The 2018 midterm elections shined a light on the impact of the U.S. Supreme Court's gutting of the Voting Rights Act in Shelby County v. Holder and the discriminatory state voting laws passed in its wake. The election was marred by problems related to discriminatory voter ID requirements, racial gerrymanders, and racially-biased voter purges, while voters also faced long lines, closed polling places, malfunctioning voting machines, and voter intimidation.
Voter suppression was a factor in the narrow losses by Democratic gubernatorial candidates Stacey Abrams in Georgia and Andrew Gillum in Florida as well as in Beto O'Rourke's U.S. Senate run in Texas.
Abrams, for example, lost to Republican Brian Kemp by a margin of 50.2 to 48.8 percent — just about 55,000 votes. Abrams and voting rights advocates pointed to voter suppression tactics deployed by Kemp, who as secretary of state overseeing the election led the effort to restrict the influence of the African-American voting bloc. He was accused of reducing the number of polling machines and improperly purging voter registrations in a way that disproportionately affected black residents. Of the 53,000 voters purged from the rolls by Kemp's office, for example, 70 percent were black.
In a brief address on election night, Abrams refused to concede and condemned Kemp's targeting of African Americans. "To watch an elected official, who claims to represent the people in the state, baldly pin his hopes for election on the suppression of the people's democratic right to vote has been truly appalling," Abrams said.
Because of the enthusiasm her candidacy inspired in Georgia and elsewhere, Abrams was seen as a potential Democratic presidential candidate. But instead, she' launched Fair Fight 2020 — a new multi-state effort to combat voter suppression in next year's election. "My mission is to make certain that no one has to go through in 2020 what we went through in 2018," Abrams said in a speech announcing the initiative at a gathering of the International Union of Painters and Allied Trades in Las Vegas.
The new initiative takes its name from Fair Fight Action, the voting rights group Abrams formed last year after her election loss. Fair Fight Action is currently suing the Georgia secretary of state's office, asking federal courts to address voting policies that the group says are discriminatory and unconstitutional.

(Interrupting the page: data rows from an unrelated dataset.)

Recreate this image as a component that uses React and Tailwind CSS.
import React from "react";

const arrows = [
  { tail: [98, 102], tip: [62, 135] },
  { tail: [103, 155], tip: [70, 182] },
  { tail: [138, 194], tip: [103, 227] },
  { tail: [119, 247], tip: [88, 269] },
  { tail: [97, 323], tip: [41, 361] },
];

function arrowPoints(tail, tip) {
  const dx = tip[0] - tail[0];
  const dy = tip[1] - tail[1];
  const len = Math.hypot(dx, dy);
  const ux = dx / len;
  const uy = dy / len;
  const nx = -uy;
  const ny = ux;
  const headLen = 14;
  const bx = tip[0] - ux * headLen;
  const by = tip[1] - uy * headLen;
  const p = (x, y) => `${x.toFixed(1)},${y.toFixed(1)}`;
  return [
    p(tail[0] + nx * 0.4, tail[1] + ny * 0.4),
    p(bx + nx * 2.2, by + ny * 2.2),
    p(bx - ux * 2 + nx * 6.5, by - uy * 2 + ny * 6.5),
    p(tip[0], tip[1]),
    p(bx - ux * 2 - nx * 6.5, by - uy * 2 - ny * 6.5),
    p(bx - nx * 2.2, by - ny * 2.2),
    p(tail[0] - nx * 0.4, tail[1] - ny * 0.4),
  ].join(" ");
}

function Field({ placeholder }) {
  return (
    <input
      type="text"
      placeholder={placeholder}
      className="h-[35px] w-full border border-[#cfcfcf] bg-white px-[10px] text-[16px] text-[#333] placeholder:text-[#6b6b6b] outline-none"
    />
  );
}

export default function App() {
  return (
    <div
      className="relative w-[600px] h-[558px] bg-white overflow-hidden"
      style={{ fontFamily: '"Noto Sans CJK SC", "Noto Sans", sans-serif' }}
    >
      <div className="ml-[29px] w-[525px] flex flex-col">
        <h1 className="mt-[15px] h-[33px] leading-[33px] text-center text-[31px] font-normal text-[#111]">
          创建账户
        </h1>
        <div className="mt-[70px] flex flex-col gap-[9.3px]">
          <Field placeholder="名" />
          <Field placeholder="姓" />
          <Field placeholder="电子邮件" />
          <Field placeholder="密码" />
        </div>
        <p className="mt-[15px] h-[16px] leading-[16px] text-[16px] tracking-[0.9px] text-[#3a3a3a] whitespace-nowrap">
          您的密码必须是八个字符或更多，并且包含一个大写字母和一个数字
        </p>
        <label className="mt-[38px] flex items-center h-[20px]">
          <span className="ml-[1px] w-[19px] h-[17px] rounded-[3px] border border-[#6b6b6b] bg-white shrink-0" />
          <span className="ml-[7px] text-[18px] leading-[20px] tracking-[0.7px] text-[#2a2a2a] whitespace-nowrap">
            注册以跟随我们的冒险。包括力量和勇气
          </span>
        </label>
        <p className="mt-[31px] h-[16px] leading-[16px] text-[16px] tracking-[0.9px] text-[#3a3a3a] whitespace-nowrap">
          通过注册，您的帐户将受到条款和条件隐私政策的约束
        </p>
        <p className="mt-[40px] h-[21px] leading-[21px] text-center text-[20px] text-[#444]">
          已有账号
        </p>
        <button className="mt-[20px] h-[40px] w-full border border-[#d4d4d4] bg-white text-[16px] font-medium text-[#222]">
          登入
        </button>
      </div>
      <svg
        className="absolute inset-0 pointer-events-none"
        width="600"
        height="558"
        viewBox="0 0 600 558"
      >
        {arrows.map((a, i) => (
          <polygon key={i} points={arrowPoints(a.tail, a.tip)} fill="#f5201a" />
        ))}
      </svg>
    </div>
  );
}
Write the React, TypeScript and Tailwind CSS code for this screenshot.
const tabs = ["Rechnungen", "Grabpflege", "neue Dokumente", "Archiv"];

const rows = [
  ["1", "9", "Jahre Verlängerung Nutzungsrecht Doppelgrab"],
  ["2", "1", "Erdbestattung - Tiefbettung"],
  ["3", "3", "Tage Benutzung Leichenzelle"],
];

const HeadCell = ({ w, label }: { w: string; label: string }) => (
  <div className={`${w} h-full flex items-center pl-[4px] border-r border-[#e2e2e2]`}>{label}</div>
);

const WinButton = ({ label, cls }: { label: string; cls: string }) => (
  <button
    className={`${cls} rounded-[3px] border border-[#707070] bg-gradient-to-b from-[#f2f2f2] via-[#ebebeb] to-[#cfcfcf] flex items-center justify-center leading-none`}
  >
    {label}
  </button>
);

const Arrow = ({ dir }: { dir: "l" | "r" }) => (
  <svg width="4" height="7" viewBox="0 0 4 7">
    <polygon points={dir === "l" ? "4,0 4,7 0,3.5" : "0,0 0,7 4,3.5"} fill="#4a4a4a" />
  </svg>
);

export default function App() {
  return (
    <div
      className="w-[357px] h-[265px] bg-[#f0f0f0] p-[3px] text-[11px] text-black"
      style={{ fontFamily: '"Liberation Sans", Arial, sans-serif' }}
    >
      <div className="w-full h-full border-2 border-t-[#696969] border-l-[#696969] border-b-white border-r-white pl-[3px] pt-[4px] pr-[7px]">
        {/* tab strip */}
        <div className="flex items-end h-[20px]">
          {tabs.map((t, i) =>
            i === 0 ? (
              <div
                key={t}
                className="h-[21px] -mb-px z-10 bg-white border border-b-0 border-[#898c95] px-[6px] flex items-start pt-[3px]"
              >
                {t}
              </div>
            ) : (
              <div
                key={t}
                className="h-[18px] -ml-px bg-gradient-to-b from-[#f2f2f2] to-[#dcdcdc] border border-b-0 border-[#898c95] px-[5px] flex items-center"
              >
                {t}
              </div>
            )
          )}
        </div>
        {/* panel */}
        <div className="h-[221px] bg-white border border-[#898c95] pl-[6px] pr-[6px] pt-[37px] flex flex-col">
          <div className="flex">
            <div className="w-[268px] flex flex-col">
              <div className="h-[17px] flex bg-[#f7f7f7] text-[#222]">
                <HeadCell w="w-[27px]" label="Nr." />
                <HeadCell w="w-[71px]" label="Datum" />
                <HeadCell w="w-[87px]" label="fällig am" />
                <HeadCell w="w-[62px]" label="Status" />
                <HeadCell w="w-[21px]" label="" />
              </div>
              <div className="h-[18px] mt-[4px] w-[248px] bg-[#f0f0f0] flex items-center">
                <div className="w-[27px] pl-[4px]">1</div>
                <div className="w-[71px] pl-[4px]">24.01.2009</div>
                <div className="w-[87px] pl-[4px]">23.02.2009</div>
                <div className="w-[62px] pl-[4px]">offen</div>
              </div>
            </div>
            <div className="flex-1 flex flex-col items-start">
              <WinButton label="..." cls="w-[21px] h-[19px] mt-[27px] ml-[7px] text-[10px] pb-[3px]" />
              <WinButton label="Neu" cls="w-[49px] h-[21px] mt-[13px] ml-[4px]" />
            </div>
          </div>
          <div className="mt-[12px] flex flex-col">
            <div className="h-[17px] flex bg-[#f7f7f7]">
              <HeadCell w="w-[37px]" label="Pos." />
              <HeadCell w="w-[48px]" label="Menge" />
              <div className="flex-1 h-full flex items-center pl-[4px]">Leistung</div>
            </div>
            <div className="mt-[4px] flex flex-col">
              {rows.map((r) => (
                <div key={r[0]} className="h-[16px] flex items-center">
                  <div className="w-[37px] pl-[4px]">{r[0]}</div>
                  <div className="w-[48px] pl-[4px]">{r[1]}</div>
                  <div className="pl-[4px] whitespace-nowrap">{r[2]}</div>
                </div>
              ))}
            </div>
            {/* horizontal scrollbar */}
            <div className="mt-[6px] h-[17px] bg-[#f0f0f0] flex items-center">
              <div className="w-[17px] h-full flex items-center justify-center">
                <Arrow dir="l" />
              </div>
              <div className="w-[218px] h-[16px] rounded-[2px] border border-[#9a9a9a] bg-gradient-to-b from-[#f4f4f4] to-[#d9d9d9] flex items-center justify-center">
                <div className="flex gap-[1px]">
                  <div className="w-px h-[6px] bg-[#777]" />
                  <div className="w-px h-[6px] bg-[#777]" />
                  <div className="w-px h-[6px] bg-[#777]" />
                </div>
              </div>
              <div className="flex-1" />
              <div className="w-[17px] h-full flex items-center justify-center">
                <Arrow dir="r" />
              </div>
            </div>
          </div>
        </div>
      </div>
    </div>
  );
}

Abrams' new initiative will expand beyond Georgia to target 20 states, including battleground states in the Southeast and Midwest and three states with gubernatorial races this year: Kentucky, Louisiana and Mississippi. It will invest up to $5 million in voter protection operations in those states.
In the months leading up to the election, Fair Fight 2020 will train staff members in battleground states to help repair inaccurate voter rolls, deal with the shortages of voting machines and provisional ballots, and adopt standardized rules around counting absentee ballots. They will also work to increase participation in the 2020 census, which determines congressional apportionment as well as funding for a wide range of services.
"She's creating an apparatus to fight voter suppression across the country, a prize that’s essential to a fair and functioning democracy," Melanye Price, a political scientist at Prairie View A&M of Texas, wrote in a recent New York Times op-ed.
Abrams' focus on voter protection grows out of her understanding of the role of voter suppression in preventing action on other critical matters. In a recent interview with ABC's This Week, Abrams said combating voter suppression was "fundamental to tackling issues" including the economy, gun control, and the climate crisis. "The ability to vote is how you tackle climate change," she said. "We can't have climate change legislation simply by wishing it."
Abrams' emphasis on state government is critical since the Shelby decision weakened the federal government's ability to protect communities of color from voter suppression and shifted the fight to the state level. Given Southern states' rapidly diversifying electorate, Abrams' work to empower voters at the state level could ultimately reshape the region's electoral landscape and create a pathway to victory for Democrats at all levels of government.
Meanwhile, though Abrams took herself out of the running for president in 2020, she said she is open to serve as a vice presidential running mate for the eventual nominee. "I would be honored to be considered," she told the Washington Post.